Revisiting Agnostic Boosting
Arthur da Cunha, Mikael Møller Høgsgaard, Andrea Paudice, Yuxin Sun
TL;DR
The paper addresses agnostic boosting for binary classification by proposing a three-stage approach that combines a reduction to realizable boosting, a margin-based pruning of hypotheses, and a validation-based extraction of a final classifier. It proves a near-optimal sample complexity bound that interpolates between agnostic and realizable settings and provides a matching lower bound up to logarithmic factors. The key ideas include relabeling data across a reference class, a margin-based filtering step to shrink an exponentially large hypothesis set to a logarithmic size, and a final selection via a third data split with rigorous generalization guarantees. Overall, the work advances theoretical understanding of agnostic boosting and points toward future work on computationally efficient implementations and tighter logarithmic-factor removal.
Abstract
Boosting is a key method in statistical learning, allowing for converting weak learners into strong ones.
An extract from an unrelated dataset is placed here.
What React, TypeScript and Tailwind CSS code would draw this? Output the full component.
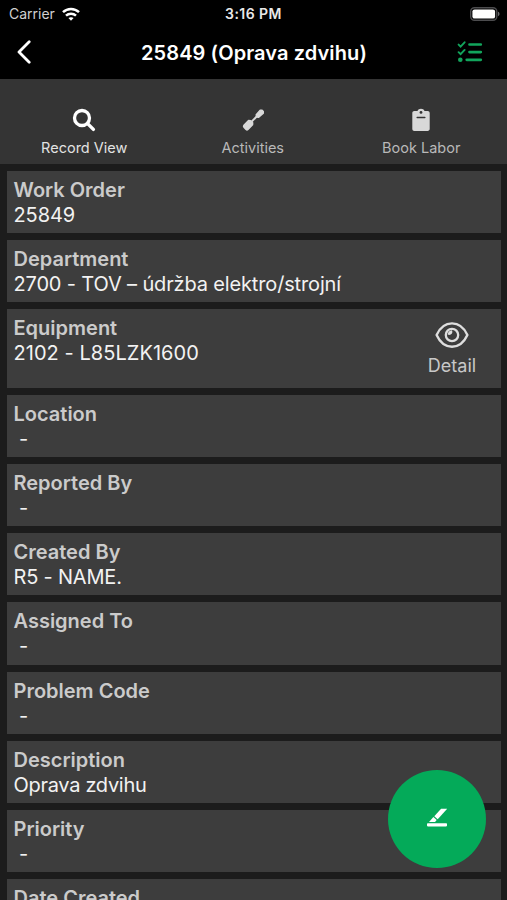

While well studied in the realizable case, the statistical properties of weak-to-strong learning remain less understood in the agnostic setting, where there are no assumptions on the distribution of the labels. In this work, we propose a new agnostic boosting algorithm with substantially improved sample complexity compared to prior works under very general assumptions. Our approach is based on a reduction to the realizable case, followed by a margin-based filtering of high-quality hypotheses. Furthermore, we show a nearly-matching lower bound, settling the sample complexity of agnostic boosting up to logarithmic factors.